--- Begin PROVIDED MATERIAL ---

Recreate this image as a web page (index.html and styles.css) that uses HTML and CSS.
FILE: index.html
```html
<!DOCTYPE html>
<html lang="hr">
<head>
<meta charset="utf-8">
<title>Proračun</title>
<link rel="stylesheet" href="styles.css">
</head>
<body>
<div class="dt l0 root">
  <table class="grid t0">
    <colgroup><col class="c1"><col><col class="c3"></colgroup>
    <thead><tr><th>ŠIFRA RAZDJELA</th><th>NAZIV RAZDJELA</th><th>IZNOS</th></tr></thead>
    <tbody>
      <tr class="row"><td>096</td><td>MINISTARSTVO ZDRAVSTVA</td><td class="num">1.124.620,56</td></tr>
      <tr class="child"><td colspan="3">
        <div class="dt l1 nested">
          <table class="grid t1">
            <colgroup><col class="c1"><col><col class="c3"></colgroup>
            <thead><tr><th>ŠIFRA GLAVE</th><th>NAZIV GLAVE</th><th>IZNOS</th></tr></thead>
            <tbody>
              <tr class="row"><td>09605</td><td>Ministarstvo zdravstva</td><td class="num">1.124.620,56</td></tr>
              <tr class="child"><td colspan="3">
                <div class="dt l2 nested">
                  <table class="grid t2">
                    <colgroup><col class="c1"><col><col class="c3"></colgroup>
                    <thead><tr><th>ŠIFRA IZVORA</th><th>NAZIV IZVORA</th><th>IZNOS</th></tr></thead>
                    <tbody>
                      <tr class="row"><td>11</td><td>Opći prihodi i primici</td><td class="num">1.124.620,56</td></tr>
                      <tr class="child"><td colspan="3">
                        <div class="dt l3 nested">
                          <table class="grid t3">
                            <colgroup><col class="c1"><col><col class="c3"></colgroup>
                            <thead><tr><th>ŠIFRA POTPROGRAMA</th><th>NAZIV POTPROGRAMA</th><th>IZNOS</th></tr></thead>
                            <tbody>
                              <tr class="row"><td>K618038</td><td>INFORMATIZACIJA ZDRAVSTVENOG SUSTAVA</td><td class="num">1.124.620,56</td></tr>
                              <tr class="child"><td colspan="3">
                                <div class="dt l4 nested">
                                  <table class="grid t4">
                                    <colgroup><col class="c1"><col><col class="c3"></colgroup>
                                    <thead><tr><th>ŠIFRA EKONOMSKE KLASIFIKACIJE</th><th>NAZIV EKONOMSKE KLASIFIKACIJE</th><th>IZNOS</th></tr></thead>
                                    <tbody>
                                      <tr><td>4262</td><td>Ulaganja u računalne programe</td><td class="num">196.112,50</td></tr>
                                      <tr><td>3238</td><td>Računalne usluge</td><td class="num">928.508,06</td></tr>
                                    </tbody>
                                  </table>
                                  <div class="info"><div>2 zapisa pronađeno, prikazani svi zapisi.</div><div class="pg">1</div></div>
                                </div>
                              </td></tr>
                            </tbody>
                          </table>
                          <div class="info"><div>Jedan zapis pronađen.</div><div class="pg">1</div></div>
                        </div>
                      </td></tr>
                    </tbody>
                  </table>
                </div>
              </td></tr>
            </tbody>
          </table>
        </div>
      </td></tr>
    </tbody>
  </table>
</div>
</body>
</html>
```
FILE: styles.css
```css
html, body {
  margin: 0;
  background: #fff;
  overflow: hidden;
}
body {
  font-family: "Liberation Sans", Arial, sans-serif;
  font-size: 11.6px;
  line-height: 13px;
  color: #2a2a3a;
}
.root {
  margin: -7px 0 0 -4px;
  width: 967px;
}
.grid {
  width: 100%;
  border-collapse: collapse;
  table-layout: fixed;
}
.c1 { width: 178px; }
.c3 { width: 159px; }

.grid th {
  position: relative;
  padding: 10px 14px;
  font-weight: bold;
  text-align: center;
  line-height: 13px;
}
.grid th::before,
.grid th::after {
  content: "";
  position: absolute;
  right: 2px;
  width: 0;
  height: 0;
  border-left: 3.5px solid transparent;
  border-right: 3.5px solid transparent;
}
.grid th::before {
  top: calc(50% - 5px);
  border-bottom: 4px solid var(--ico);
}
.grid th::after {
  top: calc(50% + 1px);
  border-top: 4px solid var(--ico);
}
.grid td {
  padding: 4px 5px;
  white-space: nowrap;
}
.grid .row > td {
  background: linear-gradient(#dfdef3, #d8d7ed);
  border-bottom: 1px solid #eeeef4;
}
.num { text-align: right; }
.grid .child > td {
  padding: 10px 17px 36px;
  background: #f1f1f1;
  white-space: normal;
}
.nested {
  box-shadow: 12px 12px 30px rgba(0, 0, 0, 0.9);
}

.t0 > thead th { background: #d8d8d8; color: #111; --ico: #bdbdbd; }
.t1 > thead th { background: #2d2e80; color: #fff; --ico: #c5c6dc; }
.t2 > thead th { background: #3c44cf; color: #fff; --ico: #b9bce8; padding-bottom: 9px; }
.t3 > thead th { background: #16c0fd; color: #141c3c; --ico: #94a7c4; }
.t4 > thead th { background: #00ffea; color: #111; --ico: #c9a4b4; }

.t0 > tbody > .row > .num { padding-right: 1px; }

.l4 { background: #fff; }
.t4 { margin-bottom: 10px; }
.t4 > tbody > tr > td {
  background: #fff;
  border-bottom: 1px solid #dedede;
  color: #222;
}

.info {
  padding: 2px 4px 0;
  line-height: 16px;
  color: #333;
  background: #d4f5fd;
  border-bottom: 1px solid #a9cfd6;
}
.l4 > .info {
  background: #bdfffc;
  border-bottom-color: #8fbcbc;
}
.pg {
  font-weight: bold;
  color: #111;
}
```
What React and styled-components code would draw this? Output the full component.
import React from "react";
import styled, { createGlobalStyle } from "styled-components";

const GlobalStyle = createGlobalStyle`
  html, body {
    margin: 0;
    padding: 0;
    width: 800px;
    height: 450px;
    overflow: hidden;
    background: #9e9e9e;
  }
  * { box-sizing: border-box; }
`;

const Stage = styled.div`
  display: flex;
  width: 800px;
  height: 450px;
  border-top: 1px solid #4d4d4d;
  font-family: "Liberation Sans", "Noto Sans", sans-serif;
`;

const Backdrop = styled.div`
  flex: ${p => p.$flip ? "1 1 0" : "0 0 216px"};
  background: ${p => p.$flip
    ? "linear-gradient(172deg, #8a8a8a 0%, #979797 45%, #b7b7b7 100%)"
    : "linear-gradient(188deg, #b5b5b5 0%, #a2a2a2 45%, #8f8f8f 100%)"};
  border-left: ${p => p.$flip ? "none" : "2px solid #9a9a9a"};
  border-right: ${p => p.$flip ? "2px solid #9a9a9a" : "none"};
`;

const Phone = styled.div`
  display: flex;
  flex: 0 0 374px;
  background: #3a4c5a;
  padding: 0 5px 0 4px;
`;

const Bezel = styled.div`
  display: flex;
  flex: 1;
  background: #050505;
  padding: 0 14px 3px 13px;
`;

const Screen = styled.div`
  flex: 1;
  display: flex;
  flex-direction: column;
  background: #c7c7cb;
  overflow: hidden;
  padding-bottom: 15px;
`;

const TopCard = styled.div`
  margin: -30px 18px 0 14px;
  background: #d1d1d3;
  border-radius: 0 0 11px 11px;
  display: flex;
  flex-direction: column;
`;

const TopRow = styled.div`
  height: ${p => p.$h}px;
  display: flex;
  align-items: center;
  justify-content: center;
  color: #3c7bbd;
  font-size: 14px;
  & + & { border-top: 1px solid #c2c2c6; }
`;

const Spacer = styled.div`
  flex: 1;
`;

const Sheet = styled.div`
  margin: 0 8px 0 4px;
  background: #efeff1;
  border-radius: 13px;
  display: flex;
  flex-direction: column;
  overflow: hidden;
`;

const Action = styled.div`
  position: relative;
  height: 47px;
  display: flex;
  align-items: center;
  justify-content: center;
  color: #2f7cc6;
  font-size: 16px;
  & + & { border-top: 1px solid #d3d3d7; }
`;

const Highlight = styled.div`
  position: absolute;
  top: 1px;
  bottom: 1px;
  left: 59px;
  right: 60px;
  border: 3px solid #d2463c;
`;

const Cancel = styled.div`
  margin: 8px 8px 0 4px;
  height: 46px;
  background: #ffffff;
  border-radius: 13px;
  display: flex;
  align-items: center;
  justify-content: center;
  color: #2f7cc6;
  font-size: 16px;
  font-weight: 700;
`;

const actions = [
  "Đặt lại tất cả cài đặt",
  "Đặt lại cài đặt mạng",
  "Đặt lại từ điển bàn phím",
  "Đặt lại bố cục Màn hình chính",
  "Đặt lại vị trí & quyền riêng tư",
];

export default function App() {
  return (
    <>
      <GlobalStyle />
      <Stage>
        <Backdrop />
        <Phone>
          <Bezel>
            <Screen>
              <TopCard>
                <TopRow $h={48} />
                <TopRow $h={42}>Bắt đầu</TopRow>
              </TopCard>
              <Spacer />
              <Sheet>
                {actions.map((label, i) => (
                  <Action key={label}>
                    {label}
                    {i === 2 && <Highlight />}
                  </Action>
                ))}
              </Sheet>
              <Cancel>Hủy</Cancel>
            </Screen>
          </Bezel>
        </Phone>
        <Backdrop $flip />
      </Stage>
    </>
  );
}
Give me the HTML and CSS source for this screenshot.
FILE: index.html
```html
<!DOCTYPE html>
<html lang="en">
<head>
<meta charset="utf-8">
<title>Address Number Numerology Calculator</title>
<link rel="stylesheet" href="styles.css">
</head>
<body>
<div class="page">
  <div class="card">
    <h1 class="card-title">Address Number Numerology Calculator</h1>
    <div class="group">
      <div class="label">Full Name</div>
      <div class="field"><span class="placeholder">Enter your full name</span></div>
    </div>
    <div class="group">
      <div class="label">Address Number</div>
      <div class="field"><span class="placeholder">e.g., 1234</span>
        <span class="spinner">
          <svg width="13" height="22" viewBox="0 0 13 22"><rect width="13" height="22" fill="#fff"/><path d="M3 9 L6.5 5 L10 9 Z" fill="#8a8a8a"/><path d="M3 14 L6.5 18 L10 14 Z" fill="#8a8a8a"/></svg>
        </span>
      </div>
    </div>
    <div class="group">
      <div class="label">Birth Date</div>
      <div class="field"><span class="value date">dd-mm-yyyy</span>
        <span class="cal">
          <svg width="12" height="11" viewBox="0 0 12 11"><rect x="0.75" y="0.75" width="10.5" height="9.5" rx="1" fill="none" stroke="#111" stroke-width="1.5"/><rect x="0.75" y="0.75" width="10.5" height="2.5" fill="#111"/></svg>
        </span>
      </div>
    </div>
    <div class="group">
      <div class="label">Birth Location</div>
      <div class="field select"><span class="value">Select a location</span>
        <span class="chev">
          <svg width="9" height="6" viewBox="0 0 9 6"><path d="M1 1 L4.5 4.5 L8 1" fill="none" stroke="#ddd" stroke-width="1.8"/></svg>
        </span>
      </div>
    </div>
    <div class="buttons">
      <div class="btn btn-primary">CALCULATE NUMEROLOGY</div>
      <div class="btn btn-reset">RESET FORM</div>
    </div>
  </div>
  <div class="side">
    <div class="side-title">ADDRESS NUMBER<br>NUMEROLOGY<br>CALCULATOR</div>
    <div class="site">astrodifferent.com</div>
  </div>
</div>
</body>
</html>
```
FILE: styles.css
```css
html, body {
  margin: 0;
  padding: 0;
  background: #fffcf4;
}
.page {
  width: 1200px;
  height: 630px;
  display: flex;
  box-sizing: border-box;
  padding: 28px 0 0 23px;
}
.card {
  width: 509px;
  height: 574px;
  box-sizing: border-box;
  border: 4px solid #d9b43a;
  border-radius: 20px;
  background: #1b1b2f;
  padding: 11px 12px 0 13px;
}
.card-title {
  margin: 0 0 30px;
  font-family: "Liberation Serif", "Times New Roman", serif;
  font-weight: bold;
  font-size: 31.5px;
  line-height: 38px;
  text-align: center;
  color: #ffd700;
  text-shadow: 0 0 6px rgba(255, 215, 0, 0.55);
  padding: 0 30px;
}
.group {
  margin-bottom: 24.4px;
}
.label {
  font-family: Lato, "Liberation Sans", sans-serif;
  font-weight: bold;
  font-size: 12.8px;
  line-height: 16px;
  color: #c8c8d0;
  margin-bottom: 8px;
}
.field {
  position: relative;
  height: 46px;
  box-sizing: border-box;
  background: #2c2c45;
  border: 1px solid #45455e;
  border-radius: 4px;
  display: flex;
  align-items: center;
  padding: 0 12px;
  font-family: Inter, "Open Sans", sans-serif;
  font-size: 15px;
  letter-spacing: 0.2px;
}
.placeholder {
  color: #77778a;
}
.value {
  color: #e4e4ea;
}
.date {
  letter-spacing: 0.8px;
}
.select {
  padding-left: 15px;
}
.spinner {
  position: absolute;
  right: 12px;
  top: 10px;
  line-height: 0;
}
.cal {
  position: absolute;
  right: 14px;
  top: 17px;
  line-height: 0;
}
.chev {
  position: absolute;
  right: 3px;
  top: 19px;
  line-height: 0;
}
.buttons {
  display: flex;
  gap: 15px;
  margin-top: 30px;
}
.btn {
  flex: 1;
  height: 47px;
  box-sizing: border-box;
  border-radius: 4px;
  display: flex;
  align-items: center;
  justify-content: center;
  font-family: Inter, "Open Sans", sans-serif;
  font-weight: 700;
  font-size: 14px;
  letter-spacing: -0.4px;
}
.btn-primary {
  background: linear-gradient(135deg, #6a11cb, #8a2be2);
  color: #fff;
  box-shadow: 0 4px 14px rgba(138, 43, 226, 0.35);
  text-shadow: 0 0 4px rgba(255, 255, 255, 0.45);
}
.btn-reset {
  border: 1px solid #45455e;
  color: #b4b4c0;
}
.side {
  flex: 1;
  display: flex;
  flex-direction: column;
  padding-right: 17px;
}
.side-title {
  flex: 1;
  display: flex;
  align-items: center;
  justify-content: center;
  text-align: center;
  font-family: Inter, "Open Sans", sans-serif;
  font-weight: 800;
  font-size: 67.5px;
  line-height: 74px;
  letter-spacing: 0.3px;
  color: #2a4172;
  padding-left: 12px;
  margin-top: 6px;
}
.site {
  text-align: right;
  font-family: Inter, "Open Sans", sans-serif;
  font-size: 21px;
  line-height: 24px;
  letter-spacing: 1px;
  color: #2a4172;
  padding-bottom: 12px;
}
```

--- End PROVIDED MATERIAL ---

## [WHAT TO PRODUCE]
List every line above that contains the word "React".

## [RESPONSE FOR THIS EXERCISE]
What React and styled-components code would draw this? Output the full component.
import React from "react";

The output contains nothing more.